200 day moving average at 109.01 today.
The USDJPY ran higher yesterday, cracking above its 200 day moving average at the 109.01 level (current level). THe high price stalled just ahead of the underside of a broken trend line and the spike high after last week's FOMC decision at 109.26 and 109.28 respectively. The high price reached 109.237 and backed off.
The "back off" has taken the price back below its 200 day moving average at 109.01. The last 7-8 hours has seen the price trade mostly below that moving average level (although there has been some trading above - the high reached 109.052 over the last 7-8 hours).
The price is currently trading at 108.959. The sellers are trying to keep a lid on the pair.

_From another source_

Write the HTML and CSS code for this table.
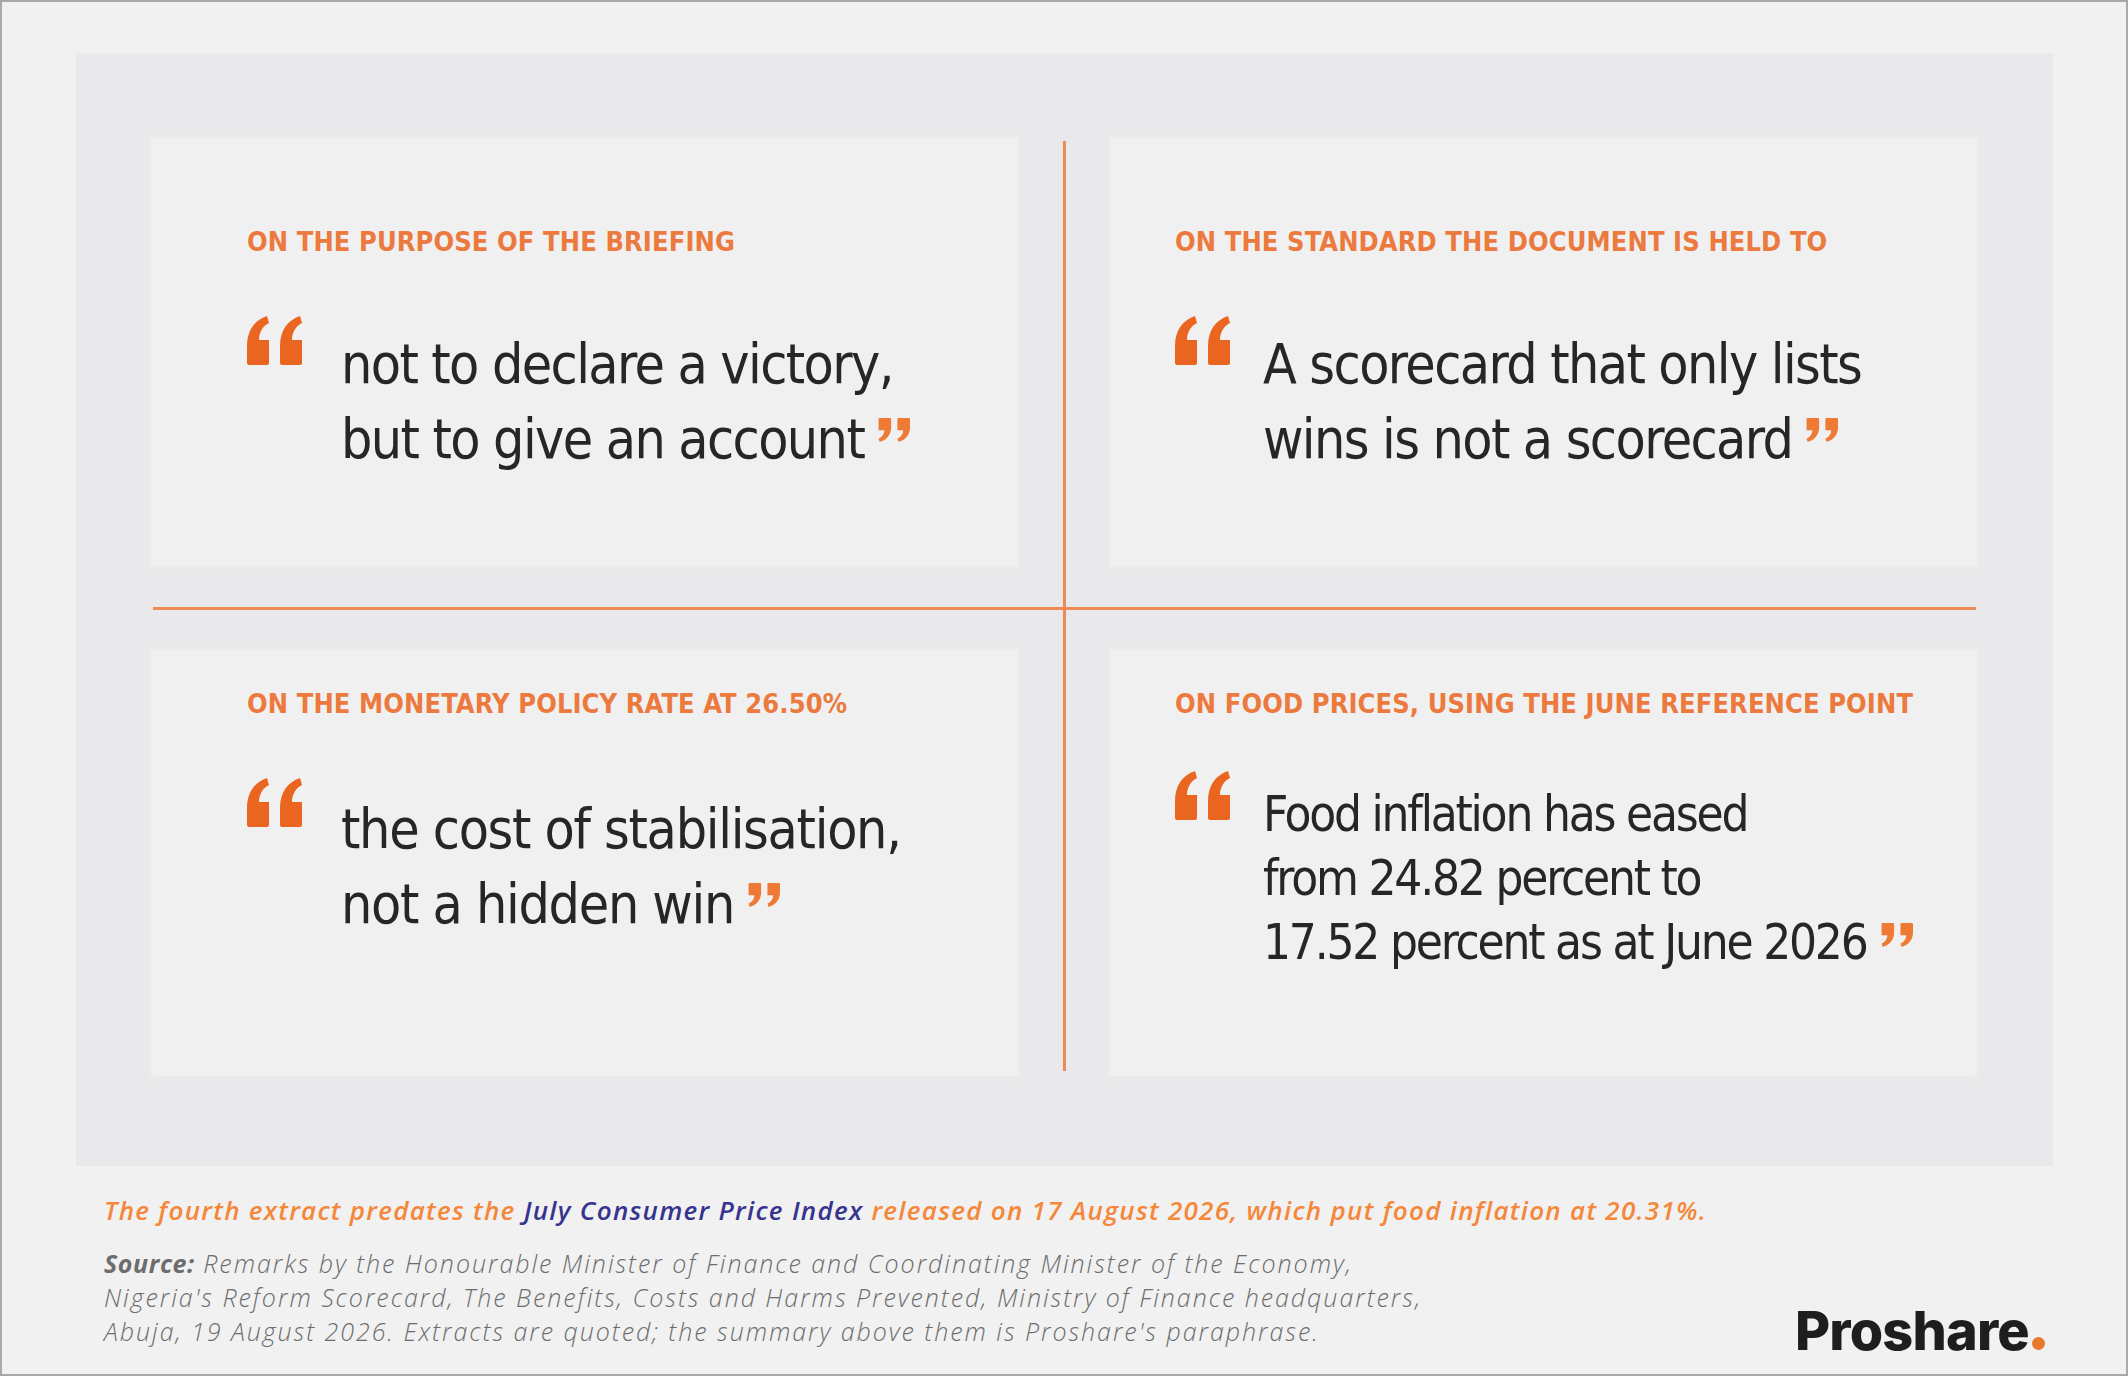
FILE: index.html
```html
<!DOCTYPE html>
<html lang="en">
<head>
<meta charset="utf-8">
<title>Proshare – Reform Scorecard extracts</title>
<link rel="stylesheet" href="styles.css">
</head>
<body>
<div class="frame">
  <section class="panel">
    <div class="grid">
      <article class="card card-tl col-left">
        <p class="label">ON THE PURPOSE OF THE BRIEFING</p>
        <div class="quote">
          <svg class="q-open" viewBox="0 0 56 49" aria-hidden="true"><path d="M2,49 L20,49 Q22,49 22,47 L22,24 L12,24 C12,16 16,10 22,7 L20,0 C8,4 0,14 0,30 L0,47 Q0,49 2,49 Z"/><path d="M35,49 L53,49 Q55,49 55,47 L55,24 L45,24 C45,16 49,10 55,7 L53,0 C41,4 33,14 33,30 L33,47 Q33,49 35,49 Z"/></svg>
          <p class="q-text">not to declare a victory,<br>but to give an account<svg class="q-close" viewBox="0 0 56 49" preserveAspectRatio="none" aria-hidden="true"><g transform="rotate(180 28 24.5)"><path d="M2,49 L20,49 Q22,49 22,47 L22,24 L12,24 C12,16 16,10 22,7 L20,0 C8,4 0,14 0,30 L0,47 Q0,49 2,49 Z"/><path d="M35,49 L53,49 Q55,49 55,47 L55,24 L45,24 C45,16 49,10 55,7 L53,0 C41,4 33,14 33,30 L33,47 Q33,49 35,49 Z"/></g></svg></p>
        </div>
      </article>
      <div class="rule-v"></div>
      <article class="card card-tr col-right">
        <p class="label">ON THE STANDARD THE DOCUMENT IS HELD TO</p>
        <div class="quote">
          <svg class="q-open" viewBox="0 0 56 49" aria-hidden="true"><path d="M2,49 L20,49 Q22,49 22,47 L22,24 L12,24 C12,16 16,10 22,7 L20,0 C8,4 0,14 0,30 L0,47 Q0,49 2,49 Z"/><path d="M35,49 L53,49 Q55,49 55,47 L55,24 L45,24 C45,16 49,10 55,7 L53,0 C41,4 33,14 33,30 L33,47 Q33,49 35,49 Z"/></svg>
          <p class="q-text">A scorecard that only lists<br>wins is not a scorecard<svg class="q-close" viewBox="0 0 56 49" preserveAspectRatio="none" aria-hidden="true"><g transform="rotate(180 28 24.5)"><path d="M2,49 L20,49 Q22,49 22,47 L22,24 L12,24 C12,16 16,10 22,7 L20,0 C8,4 0,14 0,30 L0,47 Q0,49 2,49 Z"/><path d="M35,49 L53,49 Q55,49 55,47 L55,24 L45,24 C45,16 49,10 55,7 L53,0 C41,4 33,14 33,30 L33,47 Q33,49 35,49 Z"/></g></svg></p>
        </div>
      </article>
      <div class="rule-h"></div>
      <article class="card card-bl col-left">
        <p class="label">ON THE MONETARY POLICY RATE AT 26.50%</p>
        <div class="quote">
          <svg class="q-open" viewBox="0 0 56 49" aria-hidden="true"><path d="M2,49 L20,49 Q22,49 22,47 L22,24 L12,24 C12,16 16,10 22,7 L20,0 C8,4 0,14 0,30 L0,47 Q0,49 2,49 Z"/><path d="M35,49 L53,49 Q55,49 55,47 L55,24 L45,24 C45,16 49,10 55,7 L53,0 C41,4 33,14 33,30 L33,47 Q33,49 35,49 Z"/></svg>
          <p class="q-text">the cost of stabilisation,<br>not a hidden win<svg class="q-close" viewBox="0 0 56 49" preserveAspectRatio="none" aria-hidden="true"><g transform="rotate(180 28 24.5)"><path d="M2,49 L20,49 Q22,49 22,47 L22,24 L12,24 C12,16 16,10 22,7 L20,0 C8,4 0,14 0,30 L0,47 Q0,49 2,49 Z"/><path d="M35,49 L53,49 Q55,49 55,47 L55,24 L45,24 C45,16 49,10 55,7 L53,0 C41,4 33,14 33,30 L33,47 Q33,49 35,49 Z"/></g></svg></p>
        </div>
      </article>
      <article class="card card-br col-right">
        <p class="label">ON FOOD PRICES, USING THE JUNE REFERENCE POINT</p>
        <div class="quote">
          <svg class="q-open" viewBox="0 0 56 49" aria-hidden="true"><path d="M2,49 L20,49 Q22,49 22,47 L22,24 L12,24 C12,16 16,10 22,7 L20,0 C8,4 0,14 0,30 L0,47 Q0,49 2,49 Z"/><path d="M35,49 L53,49 Q55,49 55,47 L55,24 L45,24 C45,16 49,10 55,7 L53,0 C41,4 33,14 33,30 L33,47 Q33,49 35,49 Z"/></svg>
          <p class="q-text">Food inflation has eased<br>from 24.82 percent to<br>17.52 percent as at June 2026<svg class="q-close" viewBox="0 0 56 49" preserveAspectRatio="none" aria-hidden="true"><g transform="rotate(180 28 24.5)"><path d="M2,49 L20,49 Q22,49 22,47 L22,24 L12,24 C12,16 16,10 22,7 L20,0 C8,4 0,14 0,30 L0,47 Q0,49 2,49 Z"/><path d="M35,49 L53,49 Q55,49 55,47 L55,24 L45,24 C45,16 49,10 55,7 L53,0 C41,4 33,14 33,30 L33,47 Q33,49 35,49 Z"/></g></svg></p>
        </div>
      </article>
    </div>
  </section>
  <footer class="footer">
    <p class="note">The fourth extract predates the <span class="hl">July Consumer Price Index</span> released on 17 August 2026, which put food inflation at 20.31%.</p>
    <div class="bottom">
      <p class="source"><b>Source:</b> Remarks by the Honourable Minister of Finance and Coordinating Minister of the Economy,<br>Nigeria's Reform Scorecard, The Benefits, Costs and Harms Prevented, Ministry of Finance headquarters,<br>Abuja, 19 August 2026. Extracts are quoted; the summary above them is Proshare's paraphrase.</p>
      <div class="logo">Proshare<span class="logo-dot"></span></div>
    </div>
  </footer>
</div>
</body>
</html>
```
FILE: styles.css
```css
html, body {
  margin: 0;
  padding: 0;
  background: #f1f1f1;
}

.frame {
  width: 2128px;
  height: 1376px;
  box-sizing: border-box;
  border: 2px solid #a9a9a9;
  background: #f1f1f1;
  padding: 51px 73px 0 74px;
  overflow: hidden;
}

.panel {
  height: 1113px;
  box-sizing: border-box;
  background: #e9e9eb;
  padding: 84px 0 0 75px;
}

.grid {
  display: grid;
  grid-template-columns: 867px 92px 867px;
  grid-template-rows: 430px 82px 427px;
}

.card {
  background: #f0f0f0;
  box-shadow: 0 0 6px 2px rgba(236, 236, 238, 0.9);
  font-family: "Liberation Sans Narrow", "DejaVu Sans Condensed", "Open Sans", sans-serif;
  font-stretch: condensed;
}

.card-tl { grid-column: 1; grid-row: 1; padding: 90px 0 0 96px; }
.card-tr { grid-column: 3; grid-row: 1; padding: 90px 0 0 65px; }
.card-bl { grid-column: 1; grid-row: 3; padding: 40px 0 0 96px; }
.card-br { grid-column: 3; grid-row: 3; padding: 40px 0 0 65px; }

.rule-v {
  grid-column: 2;
  grid-row: 1 / 4;
  justify-self: center;
  width: 3px;
  margin: 4px 0 5px;
  background: #f08a55;
}

.rule-h {
  grid-column: 1 / 4;
  grid-row: 2;
  align-self: center;
  height: 3px;
  margin: 0 1px 0 2px;
  background: #f08a55;
}

.label {
  margin: 0;
  font-size: 27px;
  line-height: 29px;
  font-weight: 700;
  color: #ec7a3e;
  letter-spacing: 0.1px;
  white-space: nowrap;
}

.quote {
  display: flex;
  align-items: flex-start;
  margin-top: 60px;
}

.card-br .quote { margin-top: 53px; }

.q-open {
  flex: none;
  width: 56px;
  height: 49px;
  fill: #ea6520;
}

.q-text {
  margin: 11px 0 0 38px;
  font-size: 55px;
  line-height: 75px;
  letter-spacing: -1.6px;
  color: #262626;
  white-space: nowrap;
}

.col-right .q-text { margin-left: 32px; }
.card-bl .q-text { margin-top: 14px; letter-spacing: -1.3px; }

.card-br .q-text {
  margin-top: 12px;
  font-size: 49px;
  line-height: 64px;
  letter-spacing: -2.2px;
}

.q-close {
  width: 32px;
  height: 24px;
  margin-left: 14px;
  vertical-align: 16px;
  fill: #ee7a36;
}

.card-br .q-close { vertical-align: 12px; }

.footer {
  padding: 0 8px 0 28px;
  font-family: "Open Sans", "Liberation Sans", sans-serif;
}

.note {
  margin: 27px 0 0;
  font-size: 26px;
  line-height: 34px;
  font-style: italic;
  font-weight: 600;
  letter-spacing: 1.28px;
  color: #f5873a;
  white-space: nowrap;
}

.hl { color: #36348f; }

.bottom {
  display: flex;
  justify-content: space-between;
  align-items: flex-end;
  margin-top: 19px;
}

.source {
  margin: 0;
  font-size: 25px;
  line-height: 34px;
  font-style: italic;
  font-weight: 300;
  letter-spacing: 1.95px;
  color: #6d6d6d;
  white-space: nowrap;
}

.source b { font-weight: 700; letter-spacing: 0.6px; }

.logo {
  font-family: "Inter", "Liberation Sans", sans-serif;
  font-weight: 800;
  font-size: 54px;
  line-height: 54px;
  letter-spacing: -0.8px;
  color: #1e1e1e;
  margin-bottom: -10px;
}

.logo-dot {
  display: inline-block;
  width: 13px;
  height: 13px;
  margin-left: 3px;
  border-radius: 50%;
  background: #e9782a;
}
```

The low for the day, however, is only down at 108.90. So the price is not running either way.
If the lid can be kept on the pair, the 108.90 low is the next target. On a break below, traders will be targeting the 108.719 to 108.784 area (see blue numbered circles). There have been a lot of swing levels at that area going back to October 18.
Move below that area, and the pair will start to run into the 200 hour moving average at 108.65, the 50% retracement of the move up from last week's low at 108.558, and the 100 hour moving average at 108.507.
Right now, the chart pattern looks like a move down from last week's high has been retraced, and the bears are more in control now (ups and downs). Stay below the 200 day moving average (up to 109.05) and the downside technical levels can be retested near the middle of the up and down trading range. From there, it would be up to the market if it want to tilt to the lower part of the range.
If the 109.00-05 area is broken above, the buyers/longs can breathe a little better and a move toward 109.35 (61.8% of the 2019 trading range) will be eyed.